**Data provided**

>> start

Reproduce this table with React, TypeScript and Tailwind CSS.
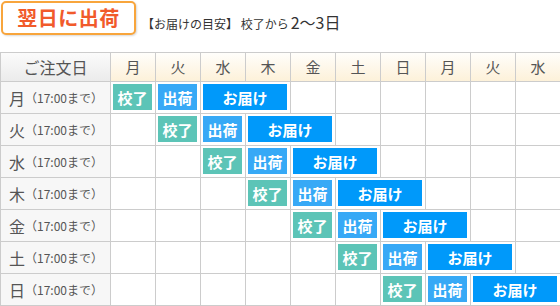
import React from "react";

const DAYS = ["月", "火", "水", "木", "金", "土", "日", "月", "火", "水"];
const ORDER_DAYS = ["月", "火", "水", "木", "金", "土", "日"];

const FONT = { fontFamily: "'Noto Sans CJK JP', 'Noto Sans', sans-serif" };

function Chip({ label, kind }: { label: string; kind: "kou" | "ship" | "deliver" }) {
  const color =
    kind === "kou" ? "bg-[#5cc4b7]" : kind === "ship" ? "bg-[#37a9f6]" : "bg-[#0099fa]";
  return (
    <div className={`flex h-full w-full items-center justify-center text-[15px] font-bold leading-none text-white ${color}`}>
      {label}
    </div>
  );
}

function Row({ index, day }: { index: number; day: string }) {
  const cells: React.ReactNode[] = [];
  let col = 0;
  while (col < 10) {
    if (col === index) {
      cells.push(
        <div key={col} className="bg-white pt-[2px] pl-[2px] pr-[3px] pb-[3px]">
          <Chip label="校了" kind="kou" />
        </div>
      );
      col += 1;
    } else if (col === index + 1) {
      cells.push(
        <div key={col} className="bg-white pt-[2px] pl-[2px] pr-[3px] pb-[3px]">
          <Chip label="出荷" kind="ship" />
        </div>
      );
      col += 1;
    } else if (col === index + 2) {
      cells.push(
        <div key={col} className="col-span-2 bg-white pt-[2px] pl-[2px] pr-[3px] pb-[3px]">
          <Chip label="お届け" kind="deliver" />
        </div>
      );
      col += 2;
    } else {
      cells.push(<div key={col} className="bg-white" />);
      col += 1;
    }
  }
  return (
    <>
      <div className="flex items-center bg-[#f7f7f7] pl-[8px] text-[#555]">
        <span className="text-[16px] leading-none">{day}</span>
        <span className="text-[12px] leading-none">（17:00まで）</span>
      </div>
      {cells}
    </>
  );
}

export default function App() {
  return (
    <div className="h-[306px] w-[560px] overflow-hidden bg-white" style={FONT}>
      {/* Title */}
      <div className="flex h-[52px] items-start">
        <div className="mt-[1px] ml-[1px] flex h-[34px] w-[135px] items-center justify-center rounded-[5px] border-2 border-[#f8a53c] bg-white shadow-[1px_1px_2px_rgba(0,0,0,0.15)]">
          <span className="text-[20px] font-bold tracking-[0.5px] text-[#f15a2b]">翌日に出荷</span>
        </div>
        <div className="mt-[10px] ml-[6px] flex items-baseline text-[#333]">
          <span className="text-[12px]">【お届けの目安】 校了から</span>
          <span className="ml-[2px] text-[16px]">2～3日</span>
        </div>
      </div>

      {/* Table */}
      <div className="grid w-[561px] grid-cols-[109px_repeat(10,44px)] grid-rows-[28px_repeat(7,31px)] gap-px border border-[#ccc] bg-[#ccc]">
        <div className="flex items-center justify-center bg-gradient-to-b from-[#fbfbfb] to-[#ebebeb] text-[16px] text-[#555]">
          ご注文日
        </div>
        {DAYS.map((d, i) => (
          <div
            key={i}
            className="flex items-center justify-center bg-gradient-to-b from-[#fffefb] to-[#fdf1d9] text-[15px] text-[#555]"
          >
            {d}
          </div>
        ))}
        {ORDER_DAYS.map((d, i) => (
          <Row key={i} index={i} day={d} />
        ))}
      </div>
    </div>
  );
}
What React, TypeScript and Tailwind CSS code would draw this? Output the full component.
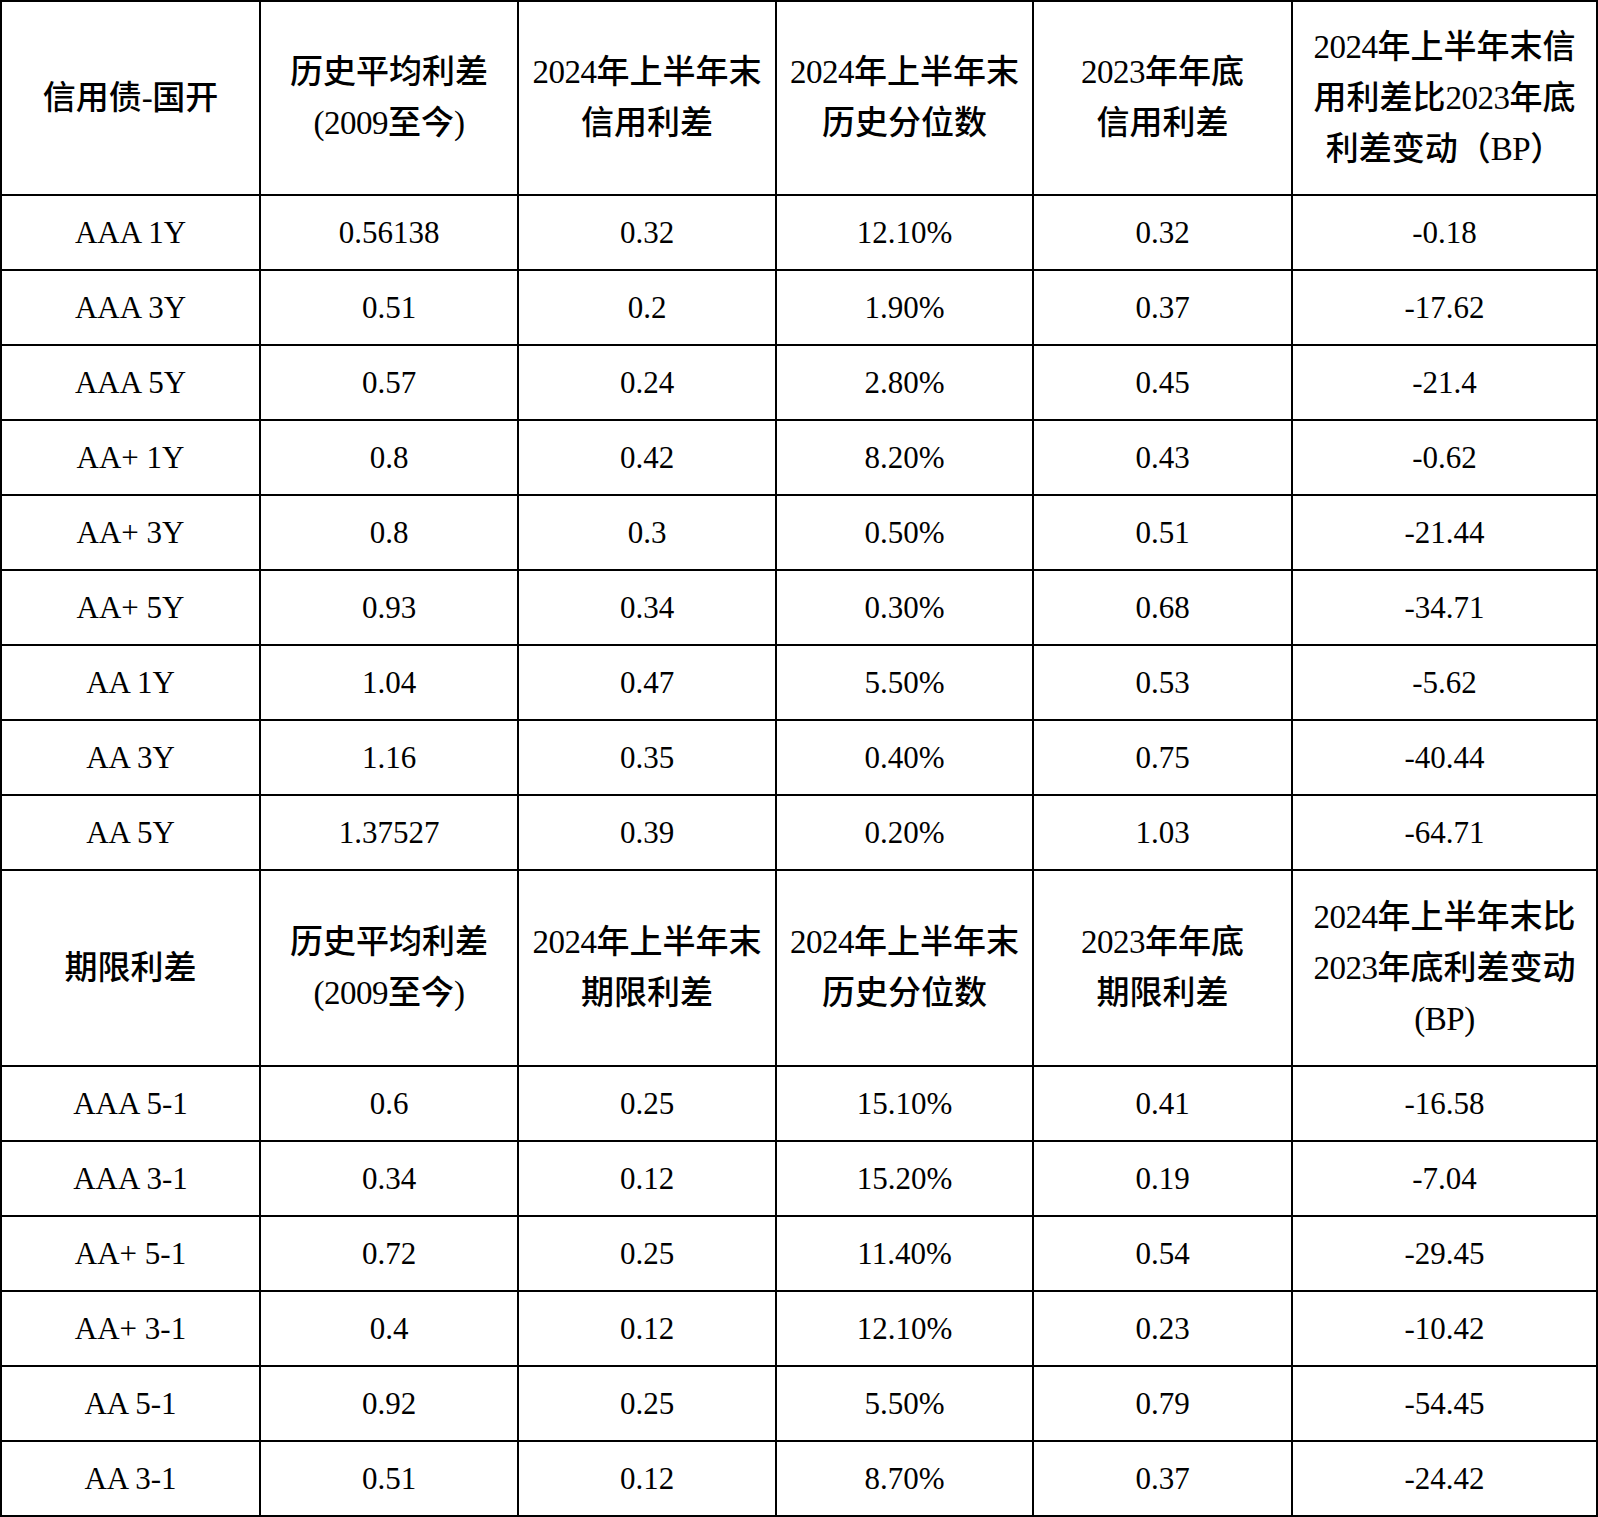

>> end

Write out each entry exactly as given, but skip the pictures.

**Written response**
Reproduce this table with React, TypeScript and Tailwind CSS.
import React from "react";

const DAYS = ["月", "火", "水", "木", "金", "土", "日", "月", "火", "水"];
const ORDER_DAYS = ["月", "火", "水", "木", "金", "土", "日"];

const FONT = { fontFamily: "'Noto Sans CJK JP', 'Noto Sans', sans-serif" };

function Chip({ label, kind }: { label: string; kind: "kou" | "ship" | "deliver" }) {
  const color =
    kind === "kou" ? "bg-[#5cc4b7]" : kind === "ship" ? "bg-[#37a9f6]" : "bg-[#0099fa]";
  return (
    <div className={`flex h-full w-full items-center justify-center text-[15px] font-bold leading-none text-white ${color}`}>
      {label}
    </div>
  );
}

function Row({ index, day }: { index: number; day: string }) {
  const cells: React.ReactNode[] = [];
  let col = 0;
  while (col < 10) {
    if (col === index) {
      cells.push(
        <div key={col} className="bg-white pt-[2px] pl-[2px] pr-[3px] pb-[3px]">
          <Chip label="校了" kind="kou" />
        </div>
      );
      col += 1;
    } else if (col === index + 1) {
      cells.push(
        <div key={col} className="bg-white pt-[2px] pl-[2px] pr-[3px] pb-[3px]">
          <Chip label="出荷" kind="ship" />
        </div>
      );
      col += 1;
    } else if (col === index + 2) {
      cells.push(
        <div key={col} className="col-span-2 bg-white pt-[2px] pl-[2px] pr-[3px] pb-[3px]">
          <Chip label="お届け" kind="deliver" />
        </div>
      );
      col += 2;
    } else {
      cells.push(<div key={col} className="bg-white" />);
      col += 1;
    }
  }
  return (
    <>
      <div className="flex items-center bg-[#f7f7f7] pl-[8px] text-[#555]">
        <span className="text-[16px] leading-none">{day}</span>
        <span className="text-[12px] leading-none">（17:00まで）</span>
      </div>
      {cells}
    </>
  );
}

export default function App() {
  return (
    <div className="h-[306px] w-[560px] overflow-hidden bg-white" style={FONT}>
      {/* Title */}
      <div className="flex h-[52px] items-start">
        <div className="mt-[1px] ml-[1px] flex h-[34px] w-[135px] items-center justify-center rounded-[5px] border-2 border-[#f8a53c] bg-white shadow-[1px_1px_2px_rgba(0,0,0,0.15)]">
          <span className="text-[20px] font-bold tracking-[0.5px] text-[#f15a2b]">翌日に出荷</span>
        </div>
        <div className="mt-[10px] ml-[6px] flex items-baseline text-[#333]">
          <span className="text-[12px]">【お届けの目安】 校了から</span>
          <span className="ml-[2px] text-[16px]">2～3日</span>
        </div>
      </div>

      {/* Table */}
      <div className="grid w-[561px] grid-cols-[109px_repeat(10,44px)] grid-rows-[28px_repeat(7,31px)] gap-px border border-[#ccc] bg-[#ccc]">
        <div className="flex items-center justify-center bg-gradient-to-b from-[#fbfbfb] to-[#ebebeb] text-[16px] text-[#555]">
          ご注文日
        </div>
        {DAYS.map((d, i) => (
          <div
            key={i}
            className="flex items-center justify-center bg-gradient-to-b from-[#fffefb] to-[#fdf1d9] text-[15px] text-[#555]"
          >
            {d}
          </div>
        ))}
        {ORDER_DAYS.map((d, i) => (
          <Row key={i} index={i} day={d} />
        ))}
      </div>
    </div>
  );
}
What React, TypeScript and Tailwind CSS code would draw this? Output the full component.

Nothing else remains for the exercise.